The framework has a heavy focus on mental health and school interventions

Perhaps what is most surprising about the framework is that it exists at all, and that it’s the product of a bipartisan group of legislators — Sens. Chris Murphy (D-CT), Kyrsten Sinema (D-AZ), John Cornyn (R-TX), Thom Tillis (R-NC), are the lead negotiators on the framework, with a larger group including Sens. Susan Collins (R-ME), Chris Coons (D-DE), Martin Heinrich (D-NM), and Lindsey Graham (R-SC) also engaged in talks.

The framework itself is heavy on mental health interventions, like setting aside funding for in-school mental health and support services, as well as telehealth services for individuals and families in mental health crisis. It also calls for a national expansion of community mental health services for children and families.

Those measures echo some of the right-wing talking points that have historically emerged after past mass shooting incidents — that guns are not responsible for gun deaths, but instead, mental illness, the perceived lack of Christian influence on society, inadequate school security, and a host of other social ills are to blame.

While expanding access to and investment in mental health services is useful regardless of the reason, that alone can’t stop mass shootings. Nor can the proposed expansion of security measures in schools; although the framework is thin on details, it suggests investing in “programs to help institute safety measures in and around primary and secondary schools, support school violence prevention efforts and provide training to school personnel and students.” Theoretically, that could mean increasing the number of police officers at schools — who, as reporting continues to show, did not prevent the shooting at Robb Elementary School in Uvalde, even as students called 911 from inside the school and parents tried to get in to help their children.

The framework also shows a strong focus on schools, though mass shootings can and do happen anywhere — grocery stores, concerts, and nightclubs included. “It’s frustrating to see people only reach out and care about things when it happens in school and to children,” González said in their Atlantic interview. “They’re like, ‘This is especially heinous!’ Well, it’s equally heinous when it happens in a synagogue. It’s equally heinous when it happens in a Walmart. It’s equally heinous when it happens to one person on the street. And it’s all the fault of Congress.”

How can we tease meaningful change out of the legislative framework?

There is meaning to be found in the proposal, as Ruben explained to Vox. Although legislation is still in the draft phase and it’s not clear at all whether the final bill could even pass the highly divided Senate, the aspects of the framework that does address firearms could be significant.

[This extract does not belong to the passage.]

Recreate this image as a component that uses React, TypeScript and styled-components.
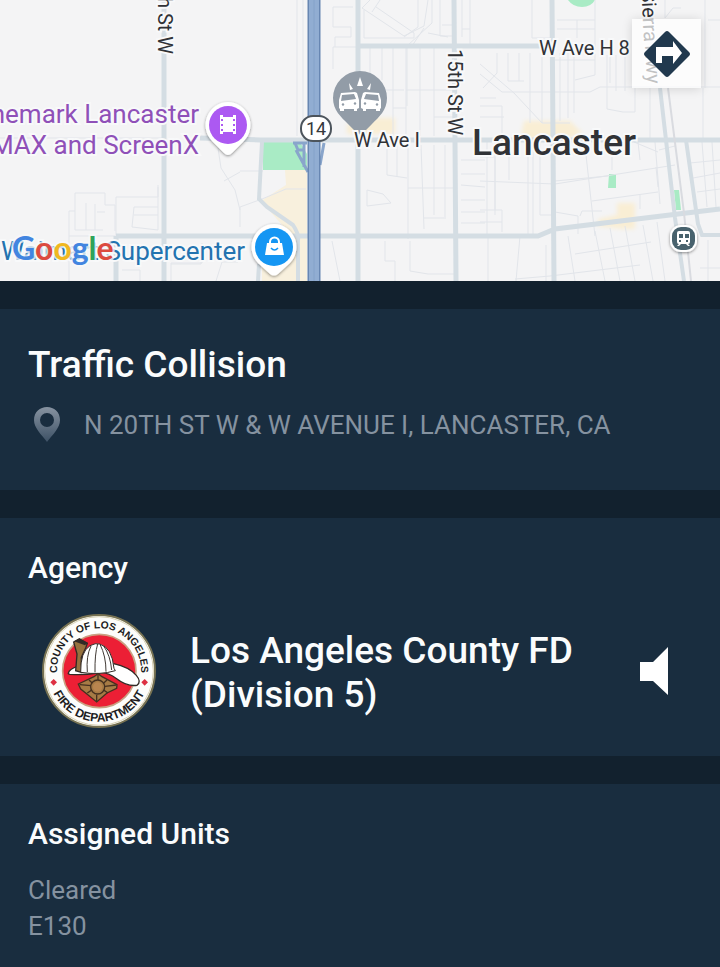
import styled, { createGlobalStyle, ThemeProvider } from 'styled-components';

const theme = {
  page: '#12212e',
  panel: '#192d3f',
  text: '#fafcfd',
  muted: '#8592a0',
  sign: '#21394e',
};

const units = ['E130'];

function App() {
  return (
    <ThemeProvider theme={theme}>
      <GlobalStyle />
      <Page>
        <MapArea>
          <IncidentMap />
          <DirectionsButton type="button" aria-label="Directions">
            <DirectionsIcon />
          </DirectionsButton>
        </MapArea>

        <Panel>
          <IncidentTitle>Traffic Collision</IncidentTitle>
          <Address>
            <AddressIcon />
            <span>N 20TH ST W &amp; W AVENUE I, LANCASTER, CA</span>
          </Address>
        </Panel>

        <Panel>
          <SectionTitle>Agency</SectionTitle>
          <AgencyRow>
            <AgencySeal />
            <AgencyName>Los Angeles County FD (Division 5)</AgencyName>
            <AudioButton type="button" aria-label="Listen">
              <svg width="28" height="48" viewBox="0 0 28 48">
                <path d="M0 15h13L28 0v48L13 34H0z" fill="#fff" />
              </svg>
            </AudioButton>
          </AgencyRow>
        </Panel>

        <Panel $grow>
          <SectionTitle>Assigned Units</SectionTitle>
          <UnitGroup>
            <dt>Cleared</dt>
            {units.map((unit) => (
              <dd key={unit}>{unit}</dd>
            ))}
          </UnitGroup>
        </Panel>
      </Page>
    </ThemeProvider>
  );
}

export default App;

function IncidentMap() {
  return (
    <MapSvg viewBox="0 0 720 281" role="img" aria-label="Map">
      <defs>
        <filter id="pinShadow" x="-30%" y="-30%" width="160%" height="170%">
          <feDropShadow dx="0" dy="1" stdDeviation="1.5" floodOpacity="0.45" />
        </filter>
        <filter id="soft" x="-20%" y="-20%" width="140%" height="140%">
          <feGaussianBlur stdDeviation="2" />
        </filter>
      </defs>
      <rect width="720" height="281" fill="#f4f4f5" />

      {/* parks and commercial areas */}
      <path d="M263 142h37l7 12v16h-44z" fill="#a9ebc5" />
      <path d="M285 170h22v111h-45v-22l36-16-37-42 25-16z" fill="#f8f0dd" />
      <path d="M568 0h27q-4 7-13 7t-14-7z" fill="#a9ebc5" />
      <path d="M609 174h7v14h-8zM674 190h5l2 20h-5z" fill="#a9ebc5" />
      <g fill="#f9eed4" filter="url(#soft)">
        <path d="M375 118h20v16h-48v-10z" />
        <path d="M524 121h46l12 12-18 7h-44z" />
        <path d="M617 203h18v26h-12l-26-3 2-7 18-4z" />
      </g>

      {/* small streets */}
      <g fill="none" stroke="#e2e5ea" strokeWidth="1">
        <path d="M0 138h164M75 193h30v12h10v26M75 193v37h28M86 203v27M95 204v26M69 211v70M69 211h6M69 236h46M116 236v-39h42v-12M158 187v43l-26-3 2-20h24M134 215h24M97 212h8M171 281v-18h31v-20M171 264h30v-14M216 281l6-19h16M218 148l3 20 14 22 5 20M224 181l16-9M122 270h18v11M240 171h23M240 207l22-8 24-10h20M240 207v20" />
        <path d="M297 0v136M303 0v136M333 7h20M333 7v20h18v10h-16v10M333 47v22M333 47h23M370 0l-8 8 42 28 20-10 4-26M380 0l-8 12M376 7l38 26v5h-50V10M418 0v27l-14 10M432 0v23l-25 23v60M412 46l12-18M440 0v36h12M442 25h10M448 37l-20-4M370 46v30M382 46v34M393 46v90M406 46v90M420 46v90M434 46v90M384 90h20M393 108h13M406 90h48M434 117h20M462 0v37M470 0v46M462 29h8" />
        <path d="M387 145v30l20 3M397 145v32M408 145v94M421 145l3 84M434 145v70M445 145v72M408 188h46M424 218h22M367 190l16 4 8 9-24 3v-16M332 241l8 40M385 241v20h10v20M410 241v30l18 3h26M461 160h24M461 174h24M461 185l24 2M461 200h24M461 212h24M461 223h24M487 142v94" />
        <path d="M532 0v38h20M557 20h38M557 29h38M595 0v75l-20 5M577 20v18M555 60h40M480 64l34 29 28 30h28M480 74l22 18h88l10-5h120M497 53v20l-14 15M508 53v28h16M519 53v28M530 53v70M542 53v70M560 53v68M568 53v65M574 53v60M607 55v54l16 3h12V88M616 55v36M625 55v36M480 98h16M480 106h22v28M480 117h24M610 55v28M650 88v52M665 0v18l8-10h8M705 0v88M703 88v50M708 20h12" />
        <path d="M480 157h15v58M480 181l75 3 120-19M495 140v70M528 140v96M533 140v96M540 140v75h14M509 140v40M480 210h22v22M480 222h22M488 236v45M520 236l-4 45M555 181l53-5M585 146l10 90M592 201l66-9M612 142v28M638 142l2 18M655 142l5 62M659 150l16-4M643 225l10 56M610 228l10 53M625 226l10 55M595 231l10 50M575 254l76-12M657 222l8 59M568 236l7 45M690 163l30-3M693 178l27-5M697 192l23-3M702 142l5 65M712 142l4 65M700 268h20M708 240v41M580 216l2-5h20M555 212l23 4v18M515 279l35-3 90-11M656 167l2 20M640 195v14M546 245v36M634 142l24 10" />
      </g>

      {/* main streets */}
      <g fill="none" stroke="#d4dde3" strokeWidth="5">
        <path d="M164 0v281M200 138l60 2h460M358 0v281M358 46h187M454 0l2 281M552 0l2 281M116 236h422l17-7 123-15 42-5M116 236v45" />
        <path d="M262 142l-3 57 8 8 26 18q6 9 5 15v41M259 264l-1 17M660 88l15 130 9 63M686 140l12 84 4 11h18" strokeWidth="4" />
        <path d="M668 88l16 125 7 68" stroke="#d9dbe0" strokeWidth="2" />
      </g>

      {/* freeway */}
      <path d="M293 143h14M295 143l3 7h6M304 143v24M296 150l12 22M324 143l-4 22" fill="none" stroke="#89a5cb" strokeWidth="3" />
      <path d="M314 0v281" stroke="#6786b2" strokeWidth="13" />
      <path d="M314 0v281" stroke="#91add2" strokeWidth="10" />
      <path d="M314 0v281" stroke="#84a2c9" strokeWidth="1" />
      <rect x="301" y="116" width="30" height="25" rx="12" fill="#fff" stroke="#4c545c" strokeWidth="2" />
      <ShieldLabel x="316" y="135" textAnchor="middle">14</ShieldLabel>

      <StreetLabel transform="translate(158 54) rotate(90)" textAnchor="end">20th St W</StreetLabel>
      <StreetLabel transform="translate(448 49) rotate(90)">15th St W</StreetLabel>
      <StreetLabel transform="translate(644 42) rotate(87)" textAnchor="end">Sierra</StreetLabel>
      <StreetLabel transform="translate(647 84) rotate(87)" textAnchor="end">Hwy</StreetLabel>
      <StreetLabel x="539" y="55">W Ave H 8</StreetLabel>
      <CityLabel x="472" y="155">Lancaster</CityLabel>

      <PlaceLabel x="199" y="123" textAnchor="end" $color="#8f50b8">Cinemark Lancaster</PlaceLabel>
      <PlaceLabel x="199" y="154" textAnchor="end" $color="#8f50b8">IMAX and ScreenX</PlaceLabel>
      <PlaceLabel x="245" y="260" textAnchor="end" $color="#2373b0">Walmart Supercenter</PlaceLabel>

      {/* cinema pin */}
      <g filter="url(#pinShadow)">
        <path d="M228 102a23 23 0 0 0-16 39l12 12q4 4 8 0l12-12a23 23 0 0 0-16-39z" fill="#fff" />
      </g>
      <circle cx="228" cy="125" r="19" fill="#ac59f2" />
      <path d="M220 115h3v2h10v-2h3v19h-3v-2h-10v2h-3z" fill="#fff" />
      <path d="M222 119v2M222 124v2M222 129v2M234 119v2M234 124v2M234 129v2" stroke="#ac59f2" strokeWidth="2" />

      {/* store pin */}
      <g filter="url(#pinShadow)">
        <path d="M274 224a23 23 0 0 0-16 39l12 11q4 3 8 0l12-11a23 23 0 0 0-16-39z" fill="#fff" />
      </g>
      <circle cx="274" cy="247" r="19" fill="#1596f3" />
      <path d="M267 243h15l2 12h-19z" fill="#fff" />
      <path d="M270 244v-2a4.500 4.500 0 0 1 9 0v2" fill="none" stroke="#fff" strokeWidth="2" />
      <path d="M271 248q3.500 4 7 0" fill="none" stroke="#1596f3" strokeWidth="1.500" />

      {/* station */}
      <g filter="url(#pinShadow)">
        <rect x="670" y="225" width="27" height="27" rx="11" fill="#fff" />
      </g>
      <rect x="672" y="227" width="23" height="23" rx="9" fill="#48626d" />
      <path d="M679 231h9q2 0 2 2v9q0 2-2 2l2 2h-2l-2-2h-5l-2 2h-2l2-2q-2 0-2-2v-9q0-2 2-2z" fill="#fff" />
      <path d="M679 234h4v4h-4zM685 234h4v4h-4zM679 240h2v2h-2zM686 240h2v2h-2z" fill="#48626d" />

      {/* collision pin */}
      <path d="M360 71a27 27 0 0 0-27 27c0 12 8 19 15 26l9 9q3 3 6 0l9-9c7-7 15-14 15-26a27 27 0 0 0-27-27z" fill="#929ca7" />
      <path d="M360 77l3 9h-6zM349 83l4 6-3 1zM371 83l-4 6 3 1z" fill="#fff" />
      <Car />
      <g transform="translate(720 0) scale(-1 1)">
        <Car />
      </g>

      <StreetLabel x="354" y="147">W Ave I</StreetLabel>

      <Wordmark x="12" y="260">
        <tspan fill="#4285e0">G</tspan>
        <tspan fill="#dc4a40">o</tspan>
        <tspan fill="#f0b820">o</tspan>
        <tspan fill="#4285e0">g</tspan>
        <tspan fill="#2fa35a">l</tspan>
        <tspan fill="#dc4a40">e</tspan>
      </Wordmark>
    </MapSvg>
  );
}

function Car() {
  return (
    <g>
      <path d="M341 93l14-1 2 1 2 7v8l-2 1v2h-3v-2h-10v2h-4v-2l-1-1v-8z" fill="#fff" />
      <path d="M342 95l12-1 2 5-15 2z" fill="#929ca7" />
      <circle cx="343" cy="104.500" r="1.200" fill="#929ca7" />
      <circle cx="355" cy="103.500" r="1.200" fill="#929ca7" />
    </g>
  );
}

function DirectionsIcon() {
  return (
    <DirectionsSvg viewBox="0 0 48 48">
      <path d="M22 2q2-2 4 0l20 20q2 2 0 4L26 46q-2 2-4 0L2 26q-2-2 0-4z" />
      <path d="M13 33V17h17v-6l9 12-9 11v-8H19v7z" fill="#fff" />
    </DirectionsSvg>
  );
}

function AddressIcon() {
  return (
    <svg width="26" height="36" viewBox="0 0 26 36" aria-hidden="true">
      <defs>
        <linearGradient id="pinFade" x1="0" y1="0" x2="0" y2="1">
          <stop offset="0" stopColor="#8793a1" />
          <stop offset="1" stopColor="#3d5165" />
        </linearGradient>
      </defs>
      <path
        d="M13 0C6 0 0 5 0 13c0 8 7 14 13 22 6-8 13-14 13-22C26 5 20 0 13 0zm0 6a7 7 0 1 1 0 14 7 7 0 0 1 0-14z"
        fill="url(#pinFade)"
        fillRule="evenodd"
      />
    </svg>
  );
}

function AgencySeal() {
  return (
    <SealSvg viewBox="37 28 342 342" role="img" aria-label="County of Los Angeles Fire Department">
      <defs>
        <path id="sealTop" d="M84 219a126 126 0 1 1 248 0" />
        <path id="sealBottom" d="M56 199a152 152 0 0 0 304 0" />
      </defs>
      <circle cx="208" cy="199" r="168" fill="#fdfdfb" stroke="#777252" strokeWidth="6" />
      <circle cx="208" cy="199" r="163" fill="none" stroke="#d9d2b4" strokeWidth="3" />
      <circle cx="209" cy="199" r="110" fill="#ec1f35" stroke="#c9a183" strokeWidth="5" />
      <SealText>
        <textPath href="#sealTop" startOffset="50%" textAnchor="middle">COUNTY OF LOS ANGELES</textPath>
      </SealText>
      <SealText $large>
        <textPath href="#sealBottom" startOffset="50%" textAnchor="middle">FIRE DEPARTMENT</textPath>
      </SealText>
      <path d="M72 223l10 10-10 10-10-10zM345 223l10 10-10 10-10-10z" fill="#dd3042" />

      {/* helmet */}
      <path d="M116 205q3-12 28-20l108-8q46 10 68 35 16 19 2 30-30 4-61-20-30-22-58-17-42 7-82 4-7-1-5-4z" fill="#fff" stroke="#322a26" strokeWidth="4" />
      <path d="M132 112l17-10 24 14-5 14-13 28v45l-17-5 4-50z" fill="#96713e" stroke="#322a26" strokeWidth="4" />
      <path d="M133 110l16-8 25 12-8 8z" fill="#322a26" />
      <path d="M153 203q-1-62 28-80 17-9 29-5 37 10 43 73l4 7q-46 14-104 5z" fill="#fff" stroke="#322a26" strokeWidth="3" />
      <path d="M184 124q-15 30-11 78M204 118q-9 30-8 85M211 119q18 35 18 82M222 124q20 28 24 72" fill="none" stroke="#403934" strokeWidth="3" />

      {/* badge */}
      <g fill="#a67b45" stroke="#45301f" strokeWidth="4">
        <path d="M146 238l47-22 12-9 12 9 45 24-1 11-29 14-31 27-33-27-15-12z" />
        <path d="M150 240l34 3M226 245l34-4M205 211v15M178 226l12 11M232 226l-13 12M173 265l16-11M235 265l-15-10M201 270v20" fill="none" />
        <circle cx="204" cy="247" r="21" />
        <circle cx="204" cy="247" r="14" fill="#b8854f" stroke="none" />
      </g>
    </SealSvg>
  );
}

const GlobalStyle = createGlobalStyle`
  * {
    box-sizing: border-box;
    margin: 0;
    padding: 0;
  }

  body {
    background-color: #12212e;
    font-family: Roboto, 'Liberation Sans', sans-serif;
  }

  button {
    border: none;
    background: none;
    cursor: pointer;
  }
`;

const Page = styled.main`
  min-height: 100vh;
  display: flex;
  flex-direction: column;
  gap: 28px;
  background-color: ${({ theme }) => theme.page};
`;

const MapArea = styled.div`
  position: relative;
  overflow: hidden;
`;

const MapSvg = styled.svg`
  display: block;
  width: 100%;
  height: auto;
`;

const StreetLabel = styled.text`
  font-size: 20px;
  fill: #303236;
  stroke: #f8f9fa;
  stroke-width: 4px;
  paint-order: stroke;
`;

const ShieldLabel = styled.text`
  font-size: 18px;
  fill: #34383c;
`;

const CityLabel = styled(StreetLabel)`
  font-size: 37px;
  font-weight: 500;
`;

const PlaceLabel = styled(StreetLabel)<{ $color: string }>`
  font-size: 26px;
  fill: ${({ $color }) => $color};
`;

const Wordmark = styled.text`
  font-family: Lato, sans-serif;
  font-size: 32px;
  font-weight: 700;
  stroke: rgba(248, 249, 250, 0.8);
  stroke-width: 4px;
  paint-order: stroke;
`;

const DirectionsButton = styled.button`
  position: absolute;
  top: 19px;
  right: 19px;
  width: 69px;
  height: 69px;
  display: flex;
  align-items: center;
  justify-content: center;
  background-color: rgba(255, 255, 255, 0.7);
  box-shadow: 0 1px 10px rgba(0, 0, 0, 0.14);
`;

const DirectionsSvg = styled.svg`
  width: 48px;
  height: 48px;
  fill: ${({ theme }) => theme.sign};
`;

const Panel = styled.section<{ $grow?: boolean }>`
  flex-grow: ${({ $grow }) => ($grow ? 1 : 0)};
  padding: 32px 28px 28px;
  background-color: ${({ theme }) => theme.panel};
`;

const IncidentTitle = styled.h1`
  font-size: 37px;
  font-weight: 500;
  line-height: 48px;
  color: ${({ theme }) => theme.text};
`;

const Address = styled.p`
  margin: 18px 0 19px;
  padding-left: 6px;
  display: flex;
  align-items: center;
  gap: 24px;
  font-size: 26px;
  line-height: 36px;
  color: ${({ theme }) => theme.muted};
`;

const SectionTitle = styled.h2`
  font-size: 30px;
  font-weight: 500;
  line-height: 36px;
  color: ${({ theme }) => theme.text};
`;

const AgencyRow = styled.div`
  margin-top: 28px;
  padding: 0 24px 0 14px;
  display: flex;
  align-items: center;
`;

const SealSvg = styled.svg`
  flex-shrink: 0;
  width: 114px;
  height: 114px;
`;

const SealText = styled.text<{ $large?: boolean }>`
  font-family: 'Liberation Sans', sans-serif;
  font-size: ${({ $large }) => ($large ? 36 : 31)}px;
  font-weight: 700;
  fill: #1d1d1f;
`;

const AgencyName = styled.h3`
  flex: 1;
  margin: 0 34px;
  padding-top: 4px;
  font-size: 37px;
  font-weight: 500;
  line-height: 44px;
  color: ${({ theme }) => theme.text};
`;

const AudioButton = styled.button`
  display: flex;
`;

const UnitGroup = styled.dl`
  margin-top: 20px;
  font-size: 26px;
  line-height: 36px;
  color: ${({ theme }) => theme.muted};
`;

For example, state crisis intervention orders are already enacted in some states and, thus far, “don’t represent Second Amendment problems,” according to Ruben. ‘‘There are two lines of constitutional attack here. One would be the Second Amendment, the other would be the Due Process Clause,” he said, explaining that the crisis intervention orders, which allow a civil court to remove firearms or ammunition from people determined to be a danger to themselves or others, “require an initial showing to get a temporary removal order, and then it becomes final only after a hearing, where whoever is petitioning to have the firearms removed has to establish that the person presents a danger to themselves or others — and that person can challenge that effort in court during a hearing.” Expanding crisis intervention orders, then, could prove to be a meaningful, if incremental, step in gun control policy, and one that can withstand constitutional challenges.

Other elements of the framework, like closing the so-called “boyfriend loophole,” could present big wins, too, according to Ruben. That loophole refers to the Lautenberg Amendment, which prevents some domestic violence offenders — but not all violent domestic partners — from owning firearms. Extending that provision to abusive domestic and dating partners who aren’t spouses could make massive inroads in preventing gun violence, especially violence against women. According to a 2020 study published in the Journal of the American Academy of Psychiatry and the Law Online, “when women are killed, they are more likely to be killed by an intimate partner than anyone else.” Research suggests a strong correlation between firearm use and intimate partner violence. Better definitions of domestic violence offenders would certainly serve to curb gun-related intimate partner homicides.

“One thing I will be interested to see, this enhanced background check for under-21 gun buyers... I’ll be really interested to see how that looks,” Ruben said. “The whole idea of the juvenile delinquency system is, these aren’t criminal proceedings, these find young people delinquent, we have a whole different lingo. But this one could be interesting, because in response to the Buffalo and Uvalde shootings, one thing that was notable was that those young men followed the law. They lawfully purchased the gun they purchased, and they bought them at 18.” Extending the background check period for under-21 gun buyers would actually provide adequate time for the background checks to be completed, since the current statute provides a three-day window for background checks. If nothing is flagged on a purchaser’s record within that timeframe, even if the background check is incomplete, a dealer is allowed to complete the sale.

Despite the potential that the framework holds, there’s still the matter of finding 10 Republican senators who could provide a filibuster-proof majority and pass the resulting legislation, which is no small feat. Already, MAGA supporters in the House of Representatives are deriding the framework, falsely claiming that it impinges on Second Amendment rights and calling the Republican legislators working on it RINOs.

The Senate also has limited time to draft and vote on the legislation before its two-week July recess — very little time, given the contentious nature of gun control legislation. But if it does happen, the House of Representatives — which already passed a broad gun control package earlier in the week — will likely pass whatever is able to make it through the Senate, marking some actual momentum to enact legislation that will curb gun violence and will save lives.